■ Aim ■
Look for the string "this" and copy every line that has it.

■ Records to use ■
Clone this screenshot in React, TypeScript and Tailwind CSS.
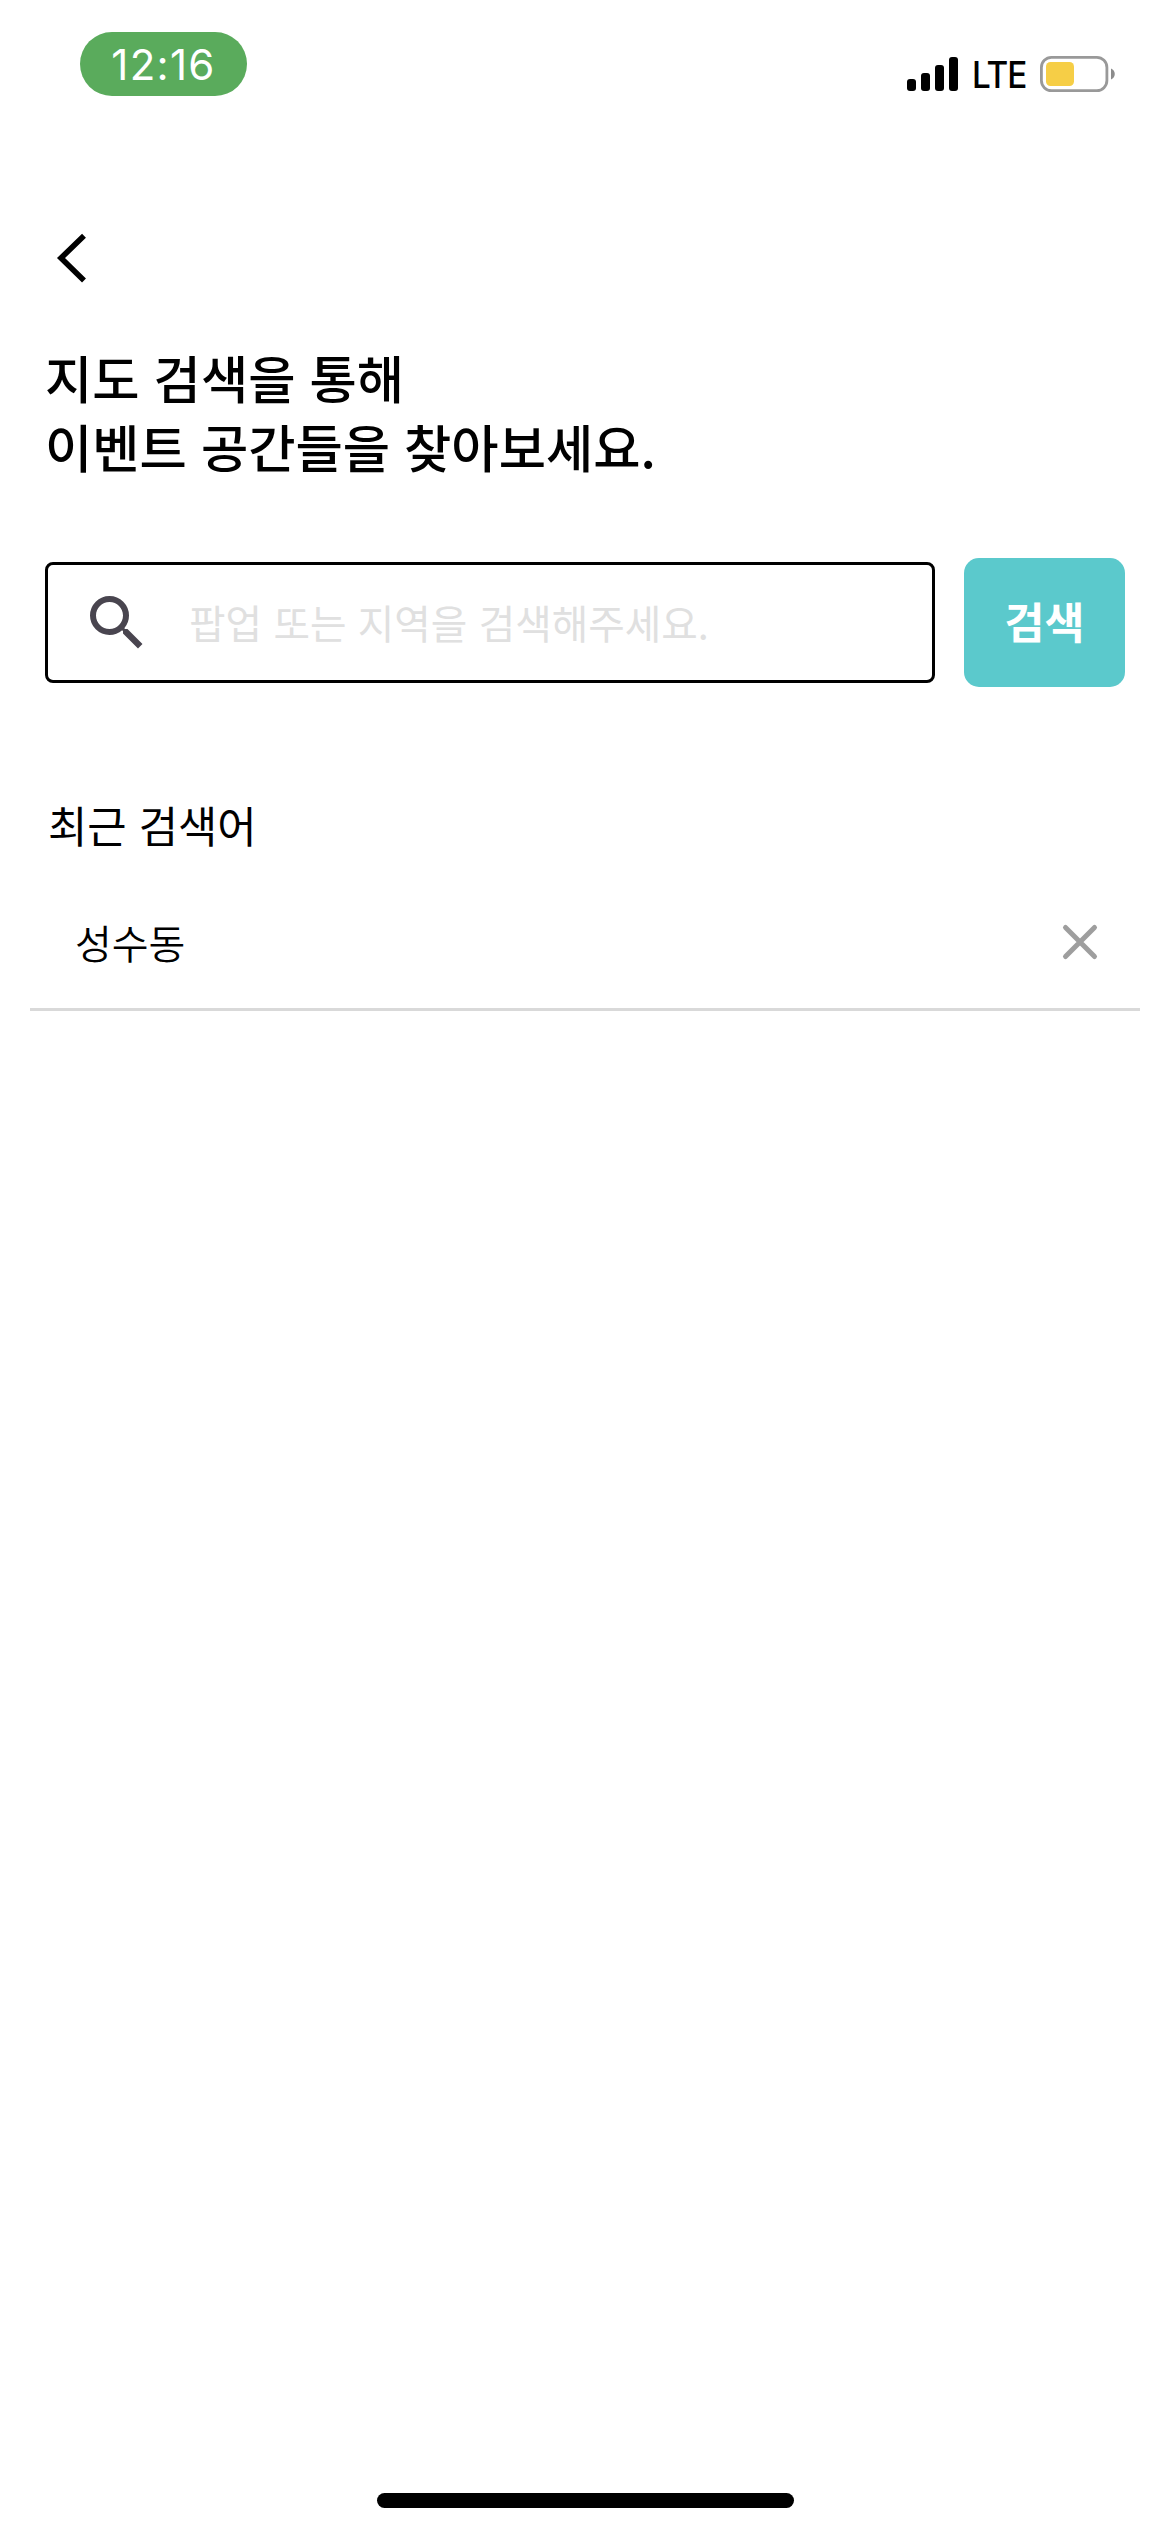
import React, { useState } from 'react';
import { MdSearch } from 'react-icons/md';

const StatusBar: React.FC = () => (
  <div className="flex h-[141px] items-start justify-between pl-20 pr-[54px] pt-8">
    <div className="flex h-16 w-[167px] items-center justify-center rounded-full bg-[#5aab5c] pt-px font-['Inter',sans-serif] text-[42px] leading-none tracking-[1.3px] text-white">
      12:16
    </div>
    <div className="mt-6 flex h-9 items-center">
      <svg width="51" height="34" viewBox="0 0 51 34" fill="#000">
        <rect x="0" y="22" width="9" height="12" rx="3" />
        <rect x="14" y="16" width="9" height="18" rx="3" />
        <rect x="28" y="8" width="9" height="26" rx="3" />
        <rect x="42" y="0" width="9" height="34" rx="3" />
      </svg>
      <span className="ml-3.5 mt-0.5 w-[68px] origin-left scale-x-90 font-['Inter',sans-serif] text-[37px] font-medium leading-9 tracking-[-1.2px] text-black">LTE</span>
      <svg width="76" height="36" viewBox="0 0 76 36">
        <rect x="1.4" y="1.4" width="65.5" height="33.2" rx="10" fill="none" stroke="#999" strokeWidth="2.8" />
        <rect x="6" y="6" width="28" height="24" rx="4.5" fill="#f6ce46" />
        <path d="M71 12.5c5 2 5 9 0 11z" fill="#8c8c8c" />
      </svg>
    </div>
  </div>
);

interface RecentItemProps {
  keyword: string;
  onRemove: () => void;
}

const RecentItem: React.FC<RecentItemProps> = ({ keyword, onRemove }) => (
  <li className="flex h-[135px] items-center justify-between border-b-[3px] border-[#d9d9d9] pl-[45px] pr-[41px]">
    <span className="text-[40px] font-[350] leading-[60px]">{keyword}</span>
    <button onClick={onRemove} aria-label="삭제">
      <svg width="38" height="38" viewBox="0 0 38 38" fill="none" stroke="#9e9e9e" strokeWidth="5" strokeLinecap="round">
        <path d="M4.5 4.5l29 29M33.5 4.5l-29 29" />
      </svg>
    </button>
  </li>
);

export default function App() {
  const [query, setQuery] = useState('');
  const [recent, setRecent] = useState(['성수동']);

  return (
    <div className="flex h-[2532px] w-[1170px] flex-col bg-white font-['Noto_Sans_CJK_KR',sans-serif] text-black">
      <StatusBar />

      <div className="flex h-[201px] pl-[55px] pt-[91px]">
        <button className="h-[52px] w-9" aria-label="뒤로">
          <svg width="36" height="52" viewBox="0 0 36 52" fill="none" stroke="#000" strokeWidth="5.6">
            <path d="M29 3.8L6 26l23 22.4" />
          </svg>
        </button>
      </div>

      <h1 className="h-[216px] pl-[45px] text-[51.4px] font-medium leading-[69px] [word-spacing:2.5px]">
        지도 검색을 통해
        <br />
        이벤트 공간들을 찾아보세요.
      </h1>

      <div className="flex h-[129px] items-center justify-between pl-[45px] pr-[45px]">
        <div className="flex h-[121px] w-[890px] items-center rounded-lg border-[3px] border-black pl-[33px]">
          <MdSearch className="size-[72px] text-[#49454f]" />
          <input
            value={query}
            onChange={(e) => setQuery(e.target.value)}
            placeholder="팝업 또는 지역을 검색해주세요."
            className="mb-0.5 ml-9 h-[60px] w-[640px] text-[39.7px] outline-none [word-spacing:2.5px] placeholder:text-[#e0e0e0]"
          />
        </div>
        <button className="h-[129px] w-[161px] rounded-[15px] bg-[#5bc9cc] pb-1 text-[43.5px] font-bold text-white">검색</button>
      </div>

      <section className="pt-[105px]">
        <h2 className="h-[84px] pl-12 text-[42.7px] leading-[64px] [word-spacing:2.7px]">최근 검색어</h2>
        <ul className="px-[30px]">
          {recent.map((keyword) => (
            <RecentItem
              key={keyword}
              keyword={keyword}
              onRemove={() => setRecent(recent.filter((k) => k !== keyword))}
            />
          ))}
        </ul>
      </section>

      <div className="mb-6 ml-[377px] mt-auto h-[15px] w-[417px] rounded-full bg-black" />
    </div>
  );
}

--

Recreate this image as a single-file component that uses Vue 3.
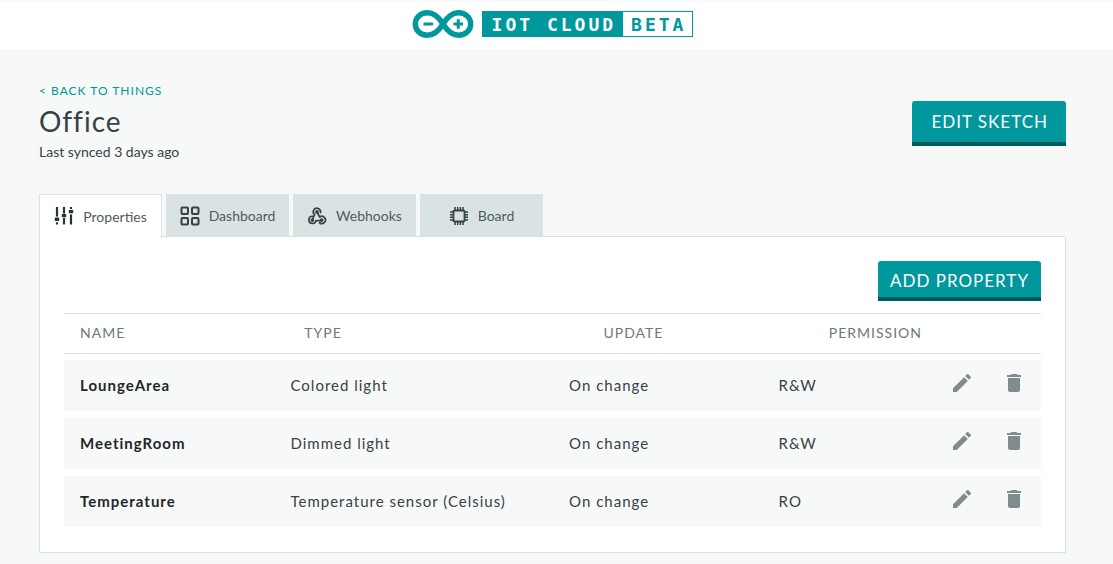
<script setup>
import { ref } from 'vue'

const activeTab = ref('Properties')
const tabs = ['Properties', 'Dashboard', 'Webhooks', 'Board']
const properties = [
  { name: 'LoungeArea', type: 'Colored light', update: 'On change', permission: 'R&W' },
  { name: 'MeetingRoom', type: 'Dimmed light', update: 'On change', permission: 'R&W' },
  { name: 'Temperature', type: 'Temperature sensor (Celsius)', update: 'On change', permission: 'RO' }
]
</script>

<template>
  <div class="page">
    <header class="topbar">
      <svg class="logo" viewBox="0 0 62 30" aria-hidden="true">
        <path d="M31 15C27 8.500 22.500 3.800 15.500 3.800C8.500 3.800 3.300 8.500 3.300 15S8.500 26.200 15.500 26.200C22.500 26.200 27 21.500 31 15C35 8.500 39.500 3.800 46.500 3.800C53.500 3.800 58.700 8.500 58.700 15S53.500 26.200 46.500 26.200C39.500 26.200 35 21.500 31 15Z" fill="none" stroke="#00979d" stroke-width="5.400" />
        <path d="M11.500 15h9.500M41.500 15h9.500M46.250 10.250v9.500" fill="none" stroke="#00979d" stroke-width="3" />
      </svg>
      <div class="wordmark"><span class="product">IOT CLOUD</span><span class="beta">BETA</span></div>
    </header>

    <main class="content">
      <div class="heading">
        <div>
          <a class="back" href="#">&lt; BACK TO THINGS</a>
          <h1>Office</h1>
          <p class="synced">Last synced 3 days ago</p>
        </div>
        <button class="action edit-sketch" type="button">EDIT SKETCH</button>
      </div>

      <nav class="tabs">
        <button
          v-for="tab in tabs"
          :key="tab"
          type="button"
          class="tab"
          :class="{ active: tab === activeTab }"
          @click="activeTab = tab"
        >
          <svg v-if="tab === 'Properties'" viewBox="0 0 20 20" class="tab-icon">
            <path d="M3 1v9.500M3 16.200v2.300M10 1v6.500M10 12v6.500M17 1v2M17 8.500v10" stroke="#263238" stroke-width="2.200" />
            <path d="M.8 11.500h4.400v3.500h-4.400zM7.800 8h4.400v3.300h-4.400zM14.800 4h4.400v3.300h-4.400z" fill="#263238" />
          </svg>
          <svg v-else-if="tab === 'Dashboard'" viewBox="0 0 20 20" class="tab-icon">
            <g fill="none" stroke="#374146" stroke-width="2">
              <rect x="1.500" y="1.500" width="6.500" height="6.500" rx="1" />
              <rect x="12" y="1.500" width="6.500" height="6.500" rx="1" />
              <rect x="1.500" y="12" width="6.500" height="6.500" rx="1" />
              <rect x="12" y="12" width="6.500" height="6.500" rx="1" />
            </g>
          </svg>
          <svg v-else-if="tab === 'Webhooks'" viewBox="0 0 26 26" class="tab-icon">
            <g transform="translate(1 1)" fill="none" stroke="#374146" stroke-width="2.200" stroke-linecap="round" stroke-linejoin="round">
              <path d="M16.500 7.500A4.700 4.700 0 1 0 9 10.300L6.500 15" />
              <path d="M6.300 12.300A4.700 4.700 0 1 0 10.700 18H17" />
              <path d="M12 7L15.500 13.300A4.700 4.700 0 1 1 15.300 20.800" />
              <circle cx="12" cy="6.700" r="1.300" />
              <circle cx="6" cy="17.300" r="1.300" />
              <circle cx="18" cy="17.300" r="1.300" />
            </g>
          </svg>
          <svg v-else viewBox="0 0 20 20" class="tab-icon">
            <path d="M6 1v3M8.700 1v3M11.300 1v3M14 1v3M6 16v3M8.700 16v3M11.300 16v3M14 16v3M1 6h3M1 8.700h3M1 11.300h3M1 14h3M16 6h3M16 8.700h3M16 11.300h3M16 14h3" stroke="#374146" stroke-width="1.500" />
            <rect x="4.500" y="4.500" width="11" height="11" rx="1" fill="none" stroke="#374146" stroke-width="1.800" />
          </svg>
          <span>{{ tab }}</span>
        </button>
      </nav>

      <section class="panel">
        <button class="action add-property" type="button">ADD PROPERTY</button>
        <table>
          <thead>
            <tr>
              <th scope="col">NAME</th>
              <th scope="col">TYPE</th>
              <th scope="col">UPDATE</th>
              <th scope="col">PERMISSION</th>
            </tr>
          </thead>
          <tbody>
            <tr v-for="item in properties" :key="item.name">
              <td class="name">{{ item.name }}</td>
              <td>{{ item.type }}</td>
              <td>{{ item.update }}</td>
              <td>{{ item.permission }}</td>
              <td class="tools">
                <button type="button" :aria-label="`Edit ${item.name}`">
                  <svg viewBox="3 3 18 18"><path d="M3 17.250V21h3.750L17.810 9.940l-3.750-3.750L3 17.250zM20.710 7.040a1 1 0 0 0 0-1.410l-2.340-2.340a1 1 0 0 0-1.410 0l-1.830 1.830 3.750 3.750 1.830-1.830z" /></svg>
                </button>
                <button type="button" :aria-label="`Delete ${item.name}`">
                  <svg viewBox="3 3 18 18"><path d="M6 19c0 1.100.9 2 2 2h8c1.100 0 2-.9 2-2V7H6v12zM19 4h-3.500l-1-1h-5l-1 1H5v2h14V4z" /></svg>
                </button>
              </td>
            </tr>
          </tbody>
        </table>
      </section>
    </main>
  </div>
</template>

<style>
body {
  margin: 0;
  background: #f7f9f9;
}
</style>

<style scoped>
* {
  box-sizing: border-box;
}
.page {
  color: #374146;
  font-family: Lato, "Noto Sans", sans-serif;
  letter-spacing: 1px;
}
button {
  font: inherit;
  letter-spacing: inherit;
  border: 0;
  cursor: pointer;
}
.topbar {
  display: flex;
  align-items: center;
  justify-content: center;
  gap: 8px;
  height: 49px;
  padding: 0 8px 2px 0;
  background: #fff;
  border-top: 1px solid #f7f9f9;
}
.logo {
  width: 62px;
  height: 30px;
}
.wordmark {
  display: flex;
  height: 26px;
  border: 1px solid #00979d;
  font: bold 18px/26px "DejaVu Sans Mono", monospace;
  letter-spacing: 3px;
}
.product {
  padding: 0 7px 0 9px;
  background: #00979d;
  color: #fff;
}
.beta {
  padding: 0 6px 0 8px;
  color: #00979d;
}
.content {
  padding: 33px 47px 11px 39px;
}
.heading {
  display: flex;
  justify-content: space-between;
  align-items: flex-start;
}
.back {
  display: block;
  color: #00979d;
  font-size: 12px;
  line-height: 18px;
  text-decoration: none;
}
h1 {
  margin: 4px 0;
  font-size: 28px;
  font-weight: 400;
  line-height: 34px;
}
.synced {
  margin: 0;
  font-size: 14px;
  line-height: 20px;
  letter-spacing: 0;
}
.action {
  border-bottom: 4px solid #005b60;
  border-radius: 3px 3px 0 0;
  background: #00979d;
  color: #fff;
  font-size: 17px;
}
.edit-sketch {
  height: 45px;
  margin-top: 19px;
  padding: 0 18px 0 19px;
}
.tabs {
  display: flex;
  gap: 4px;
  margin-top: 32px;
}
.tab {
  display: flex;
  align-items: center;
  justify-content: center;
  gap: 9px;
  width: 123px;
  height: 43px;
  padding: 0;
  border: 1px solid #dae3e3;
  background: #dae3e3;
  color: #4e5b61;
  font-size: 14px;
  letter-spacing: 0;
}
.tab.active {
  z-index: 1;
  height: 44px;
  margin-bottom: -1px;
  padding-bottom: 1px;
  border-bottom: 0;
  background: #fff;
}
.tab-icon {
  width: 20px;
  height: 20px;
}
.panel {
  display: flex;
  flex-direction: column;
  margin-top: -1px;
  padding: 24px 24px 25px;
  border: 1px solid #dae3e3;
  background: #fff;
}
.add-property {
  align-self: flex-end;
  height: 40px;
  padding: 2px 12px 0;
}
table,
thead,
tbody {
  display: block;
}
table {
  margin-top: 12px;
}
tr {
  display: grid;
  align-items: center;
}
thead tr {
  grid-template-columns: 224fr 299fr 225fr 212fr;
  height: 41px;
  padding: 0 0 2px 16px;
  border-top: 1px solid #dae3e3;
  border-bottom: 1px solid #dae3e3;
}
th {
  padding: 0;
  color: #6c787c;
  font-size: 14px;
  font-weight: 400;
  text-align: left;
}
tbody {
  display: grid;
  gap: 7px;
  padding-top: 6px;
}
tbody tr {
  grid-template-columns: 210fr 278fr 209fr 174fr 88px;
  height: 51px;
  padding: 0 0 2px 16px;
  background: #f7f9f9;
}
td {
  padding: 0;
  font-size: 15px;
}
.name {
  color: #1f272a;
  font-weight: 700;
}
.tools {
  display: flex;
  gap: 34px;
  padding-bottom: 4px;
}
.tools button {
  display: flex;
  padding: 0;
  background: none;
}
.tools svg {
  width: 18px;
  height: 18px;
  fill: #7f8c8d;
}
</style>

■ Exercise answer ■
Clone this screenshot in React, TypeScript and Tailwind CSS.
Recreate this image as a single-file component that uses Vue 3.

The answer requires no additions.